Clare's sparrow was delightfully perky with lively attentive performance from the female chorus, almost unaccompanied except for brass punctuations. Skelton's cat was a highly vivid baritone solo with Underwood clearly relishing the descriptive writing, again with punctuations from brass and comments from chorus.

Thomas Hardy's An August Midnight, which involves a group of insects on the writer's page, was a lovely subtle duet for soprano and mezzo soloists, the voices of Sky Ingram and Rebecca Afonwy-Jones intertwining beautifully.

Whitman's spider saw Rebecca Afonwy-Jones giving us a lovely poised solo, with great feel for the words and a lovely sense inner stillness. McCabe's accompaniment on organ and brass was full of lovely evocative spidery creeping figures. Blake's fly was a fabulous chorus number, just with organ interruption, giving us a chance to really appreciate the young singers' feel for McCabe's music.

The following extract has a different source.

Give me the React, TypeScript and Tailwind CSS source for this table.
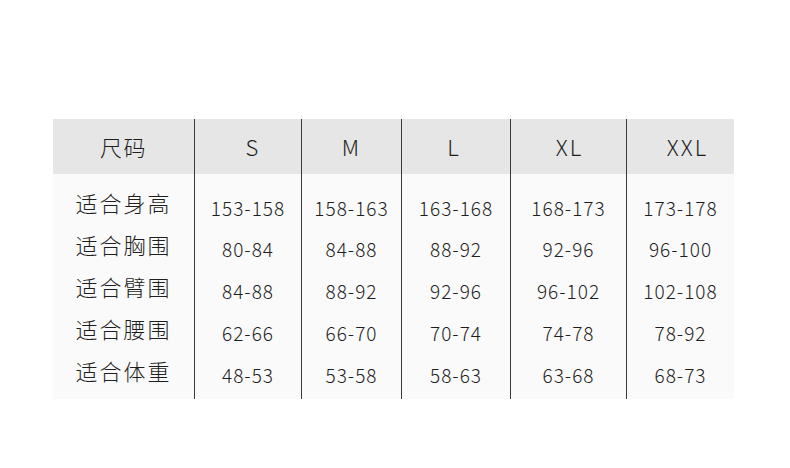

Finally Whitman's Halcyon Days followed by more from Clare's Nature's Hymn to the Deity, with the soloists taking it in turns, line by line, in the Whitman and imbuing the piece with a sense of quiet rapture. The fanfares returned as Clare's poetry led us to a rapturous close.

I have been familiar with John McCabe's music since hearing it in Manchester as a student (not long after the Halle premiered his Chagall Windows), and have subsequently sung some of his choral music. As with much else in his repertoire, Songs of the Garden had a subtly and coherence which was impressive. His writing for his chosen forces had clarity throughout and a sense of admirable security in what was being done. You felt that, unlike in the Swayne, there were no moments of awkward balance or tricky texture. There is a sober, unshowiness about McCabe's writing, but it is always highly expressive and I think that Songs of the Garden is a work I could come to love.

The concert ended with the final Coronation Anthem, Handel's Zadok the Priest. Handel's string figures in the introduction do not work ideally on the organ, but Simon Hogan worked wonders and once the chorus came in choir and organ were joined by the brass quintet for a performance which was suitably rousing, but also subtle and finely shaped.